Discover Canada records this in one direct sentence. The guide writes: Cabinet ministers are responsible to the elected representatives, which means they must retain the "confidence of the House" and have to resign if they are defeated in a non-confidence vote. The consequence the test wants is therefore they must resign.

This rule is the operating principle of responsible government. Discover Canada sets it out in the same passage in its history chapter: "This is the system that we have today: if the government loses a confidence vote in the assembly it must resign." So the resignation requirement is not new — it has been a feature of Canadian governance since the introduction of responsible government in 184749, first in Nova Scotia and then in the Canadas.

The mechanism keeps Cabinet accountable. Discover Canada describes Cabinet ministers as responsible to the elected House of Commons. So even though Cabinet is selected by the Prime Minister, ministers cannot stay if they lose the confidence of the elected representatives. This is what gives the elected chamber its real power over the executive.

The phrase "confidence of the House" is the key constitutional concept. Discover Canada places it in quotation marks deliberately — emphasising it as a defined parliamentary term. When Cabinet has the confidence of the House, the government continues; when Cabinet loses it, ministers must resign. There is no third option in Discover Canada's account.

🌎 Why this matters today

The question is testing whether new citizens have noticed Discover Canada's most important parliamentary rule. The guide commits to one consequence of losing a non-confidence vote: resignation. The right test answer matches that.

The wrong answer choices each contradict the principle of responsible government. Discover Canada is explicit that Cabinet ministers have to resign after a non-confidence defeat — they do not stay until the next election, they are not automatically re-elected, and they do not continue to serve.

📜 From Discover Canada

"Cabinet ministers are responsible to the elected representatives, which means they must retain the 'confidence of the House' and have to resign if they are defeated in a non-confidence vote."

⚠️ Common misconceptions

1

The "They remain until the next election" answer choice is wrong. Discover Canada's rule is immediate: if Cabinet is defeated in a non-confidence vote, they have to resign. They do not wait for the next scheduled election.

2

The "They are re-elected automatically" answer choice is wrong. Discover Canada says nothing about automatic re-election. The consequence of losing the confidence of the House is resignation, not automatic restoration.

3

The "They continue to serve" answer choice is wrong. Discover Canada rules this out explicitly: ministers have to resign.

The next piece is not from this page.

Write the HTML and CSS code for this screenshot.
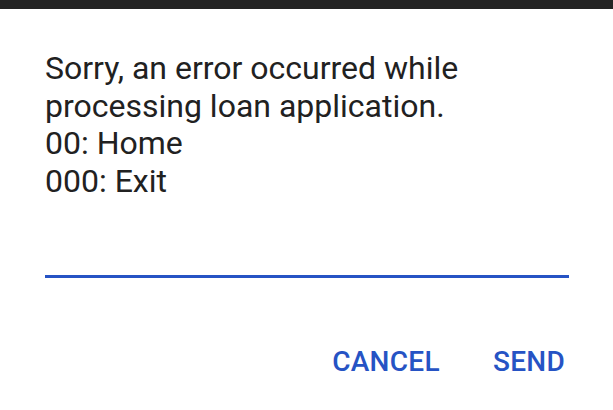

There is no provision in the guide for Cabinet to continue serving after a non-confidence defeat.

4

Don't conflate "must resign" with "are removed." Discover Canada's wording is that Cabinet itself must step down — the principle is voluntary resignation in line with the constitutional convention, not removal by external force.

Key points to remember

Consequence / answer:
They must resign
Source statement:
"Cabinet ministers... have to resign if they are defeated in a non-confidence vote."
Underlying principle:
Responsible government — Cabinet must retain the "confidence of the House"
When this principle was introduced:
Nova Scotia 1847–48; Canadas 1848–49 under Lord Elgin
Cabinet's relationship to the House:
"Cabinet ministers are responsible to the elected representatives"
Effect on the country:
Forces an election or change of government when the elected chamber withdraws confidence

💡 Memory tip

One rule, one outcome: Lose a non-confidence vote → Cabinet must resign. This is the heart of responsible government — the system Canada has since 1847–49.